> **To be done**:
Take the material below and retype it in full; pictures are left out.

::::::::

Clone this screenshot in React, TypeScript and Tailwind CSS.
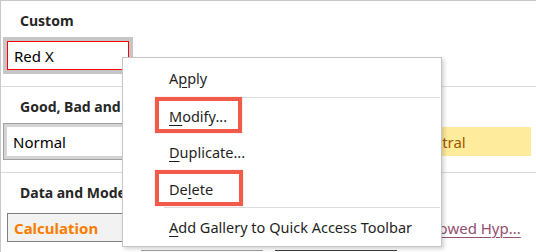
import type { ReactNode } from "react";

type Style = {
  name: string;
  slot: string;
  cell: string;
};

const plain = "p-[4px]";

const customStyles: Style[] = [
  { name: "Red X", slot: "p-[4px] bg-[#c6c6c6]", cell: "px-[6px] bg-white border border-[#ff0000] text-black" },
];

const goodBad: Style[] = [
  { name: "Normal", slot: "p-[3px] bg-[#d4d4d4] border border-[#a0a0a0]", cell: "px-[6px] bg-white text-black" },
  { name: "", slot: plain, cell: "bg-[#ffc7ce]" },
  { name: "", slot: plain, cell: "bg-[#c6efce]" },
  { name: "Neutral", slot: plain, cell: "px-[4px] bg-[#ffeb9c] text-[#9c5700]" },
];

const dataModel: Style[] = [
  { name: "Calculation", slot: plain, cell: "px-[6px] bg-[#f2f2f2] border border-[#7f7f7f] text-[#fa7d00] font-bold" },
  { name: "", slot: plain, cell: "bg-[#a5a5a5] border-[3px] border-double border-[#3f3f3f]" },
  { name: "", slot: plain, cell: "" },
  { name: "Followed Hyp...", slot: plain, cell: "px-[5px] text-[#954f72] underline decoration-1 underline-offset-[3px]" },
  { name: "", slot: plain, cell: "" },
  { name: "", slot: plain, cell: "border-t border-[#a0a0a0]" },
  { name: "", slot: plain, cell: "border-t border-[#3f3f3f]" },
  { name: "", slot: plain, cell: "" },
];

function Slot({ s }: { s: Style }) {
  return (
    <div className={`h-[37px] ${s.slot}`}>
      <div className={`h-full flex items-center text-[15px] leading-[20px] whitespace-nowrap overflow-hidden ${s.cell}`}>
        {s.name}
      </div>
    </div>
  );
}

function Section({ title, items, border }: { title: string; items: Style[]; border?: boolean }) {
  return (
    <div className={border ? "border-t border-[#dadada]" : ""}>
      <div className="h-[36px] pl-[19px] pt-[10px] text-[14px] leading-[20px] font-bold text-[#262626] whitespace-nowrap">
        {title}
      </div>
      <div className="grid grid-cols-[130px_130px_130px_130px] gap-x-[4px] pl-[2px]">
        {items.map((s, i) => (
          <Slot key={i} s={s} />
        ))}
      </div>
      <div className="h-[12px]" />
    </div>
  );
}

function Item({ h, children }: { h: string; children: ReactNode }) {
  return (
    <div className={`${h} flex items-center pl-[46px] text-[14.5px] leading-[20px] text-[#1f1f1f] whitespace-nowrap`}>
      {children}
    </div>
  );
}

function Key({ children }: { children: ReactNode }) {
  return <span className="underline decoration-1 underline-offset-[3px]">{children}</span>;
}

export default function App() {
  return (
    <div className="relative w-[536px] h-[252px] overflow-hidden bg-white border-l border-t border-[#c8c8c8] font-['Noto_Sans',sans-serif]">
      <Section title="Custom" items={customStyles} />
      <Section title="Good, Bad and Neutral" items={goodBad} border />
      <Section title="Data and Model" items={dataModel} border />

      <div className="absolute left-[121px] top-[56px] w-[320px] h-[190px] bg-white border border-[#c6c6c6] shadow-[2px_2px_4px_rgba(0,0,0,0.18)]">
        <Item h="h-[39px]">
          A<Key>p</Key>ply
        </Item>
        <div className="ml-[41px] mr-[1px] h-px bg-[#dcdcdc]" />
        <Item h="h-[36px]">
          <Key>M</Key>odify...
        </Item>
        <Item h="h-[36px]">
          <Key>D</Key>uplicate...
        </Item>
        <Item h="h-[37px]">
          De<Key>l</Key>ete
        </Item>
        <div className="ml-[41px] mr-[1px] h-px bg-[#dcdcdc]" />
        <Item h="h-[38px]">
          <Key>A</Key>dd Gallery to Quick Access Toolbar
        </Item>

        <div className="absolute left-[32px] top-[39px] w-[87px] h-[36px] border-4 border-[#f25a4a] shadow-[0_0_1px_#f8a8a0]" />
        <div className="absolute left-[32px] top-[112px] w-[88px] h-[36px] border-4 border-[#f25a4a] shadow-[0_0_1px_#f8a8a0]" />
      </div>
    </div>
  );
}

::::::::

> **Result of the exercise**:
Clone this screenshot in React, TypeScript and Tailwind CSS.
import type { ReactNode } from "react";

type Style = {
  name: string;
  slot: string;
  cell: string;
};

const plain = "p-[4px]";

const customStyles: Style[] = [
  { name: "Red X", slot: "p-[4px] bg-[#c6c6c6]", cell: "px-[6px] bg-white border border-[#ff0000] text-black" },
];

const goodBad: Style[] = [
  { name: "Normal", slot: "p-[3px] bg-[#d4d4d4] border border-[#a0a0a0]", cell: "px-[6px] bg-white text-black" },
  { name: "", slot: plain, cell: "bg-[#ffc7ce]" },
  { name: "", slot: plain, cell: "bg-[#c6efce]" },
  { name: "Neutral", slot: plain, cell: "px-[4px] bg-[#ffeb9c] text-[#9c5700]" },
];

const dataModel: Style[] = [
  { name: "Calculation", slot: plain, cell: "px-[6px] bg-[#f2f2f2] border border-[#7f7f7f] text-[#fa7d00] font-bold" },
  { name: "", slot: plain, cell: "bg-[#a5a5a5] border-[3px] border-double border-[#3f3f3f]" },
  { name: "", slot: plain, cell: "" },
  { name: "Followed Hyp...", slot: plain, cell: "px-[5px] text-[#954f72] underline decoration-1 underline-offset-[3px]" },
  { name: "", slot: plain, cell: "" },
  { name: "", slot: plain, cell: "border-t border-[#a0a0a0]" },
  { name: "", slot: plain, cell: "border-t border-[#3f3f3f]" },
  { name: "", slot: plain, cell: "" },
];

function Slot({ s }: { s: Style }) {
  return (
    <div className={`h-[37px] ${s.slot}`}>
      <div className={`h-full flex items-center text-[15px] leading-[20px] whitespace-nowrap overflow-hidden ${s.cell}`}>
        {s.name}
      </div>
    </div>
  );
}

function Section({ title, items, border }: { title: string; items: Style[]; border?: boolean }) {
  return (
    <div className={border ? "border-t border-[#dadada]" : ""}>
      <div className="h-[36px] pl-[19px] pt-[10px] text-[14px] leading-[20px] font-bold text-[#262626] whitespace-nowrap">
        {title}
      </div>
      <div className="grid grid-cols-[130px_130px_130px_130px] gap-x-[4px] pl-[2px]">
        {items.map((s, i) => (
          <Slot key={i} s={s} />
        ))}
      </div>
      <div className="h-[12px]" />
    </div>
  );
}

function Item({ h, children }: { h: string; children: ReactNode }) {
  return (
    <div className={`${h} flex items-center pl-[46px] text-[14.5px] leading-[20px] text-[#1f1f1f] whitespace-nowrap`}>
      {children}
    </div>
  );
}

function Key({ children }: { children: ReactNode }) {
  return <span className="underline decoration-1 underline-offset-[3px]">{children}</span>;
}

export default function App() {
  return (
    <div className="relative w-[536px] h-[252px] overflow-hidden bg-white border-l border-t border-[#c8c8c8] font-['Noto_Sans',sans-serif]">
      <Section title="Custom" items={customStyles} />
      <Section title="Good, Bad and Neutral" items={goodBad} border />
      <Section title="Data and Model" items={dataModel} border />

      <div className="absolute left-[121px] top-[56px] w-[320px] h-[190px] bg-white border border-[#c6c6c6] shadow-[2px_2px_4px_rgba(0,0,0,0.18)]">
        <Item h="h-[39px]">
          A<Key>p</Key>ply
        </Item>
        <div className="ml-[41px] mr-[1px] h-px bg-[#dcdcdc]" />
        <Item h="h-[36px]">
          <Key>M</Key>odify...
        </Item>
        <Item h="h-[36px]">
          <Key>D</Key>uplicate...
        </Item>
        <Item h="h-[37px]">
          De<Key>l</Key>ete
        </Item>
        <div className="ml-[41px] mr-[1px] h-px bg-[#dcdcdc]" />
        <Item h="h-[38px]">
          <Key>A</Key>dd Gallery to Quick Access Toolbar
        </Item>

        <div className="absolute left-[32px] top-[39px] w-[87px] h-[36px] border-4 border-[#f25a4a] shadow-[0_0_1px_#f8a8a0]" />
        <div className="absolute left-[32px] top-[112px] w-[88px] h-[36px] border-4 border-[#f25a4a] shadow-[0_0_1px_#f8a8a0]" />
      </div>
    </div>
  );
}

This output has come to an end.